I liked the first thirty minutes. After that, I really couldn't care less.

jeff_v  [ 7.0 ]    [ add to preferred ]    [ email this review to a friend ]

These days a "Martin Scorsese picture" means the best in the business are on hand. Robert Richardson is the DP. Thelma Schoonmaker edits. Production Design by Dante Ferretti. Sany Powell costumes. (Strangest thing is I don't see a credit for the score --only "music supervision" by Robbie Robertson. Was the score lifted from some other source?) And the cast of course is going to be A-list, since any actor would kill to work with Scorsese. I particularly liked seeing Ben Kingsley in a role that had me flashing back to Death and the Maiden, and seeing Ted Levine as the prison warden gave me a chill.

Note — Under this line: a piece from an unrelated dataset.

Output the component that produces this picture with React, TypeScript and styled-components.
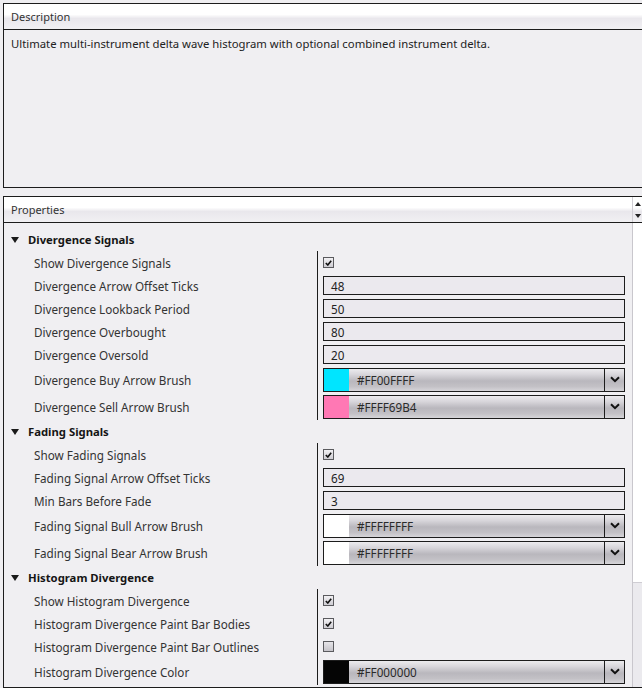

So why only a '7'? It takes this fantastically talented team to overcome a story that has really become quite cliched in recent years. I don't want to get into it too much because there lie spoilers, but let's just say that there's an uncredited screenwriter named Donald Kaufman who probably worked on the script. I suppose one could make the case that the elaborate fantasy that obscures truths too terrible to bear is some sort of tortured metaphor for filmmaking, but dressing it up this way doesn't make it any less silly. Nevertheless, there are some stunning dream sequences and every couple minutes there's a shot that you just want to freeze.

chapter11  [ 8.0 ]    [ add to preferred ]    [ email this review to a friend ]

I have to echo a lot of jeff_v's sentiments on this one. Unfortunately, simply hearing that a "twist ending" is in the cards can preoccupy me with trying to unravel things, which distracted me a bit during the movie. And with the Scorcese pedigree, I suppose I was hoping for something a little more lofty than - well, far be it from me to spoil. I'll say that I found the twist way too pedestrian for comfort, and that I'm a bit disappointed with it.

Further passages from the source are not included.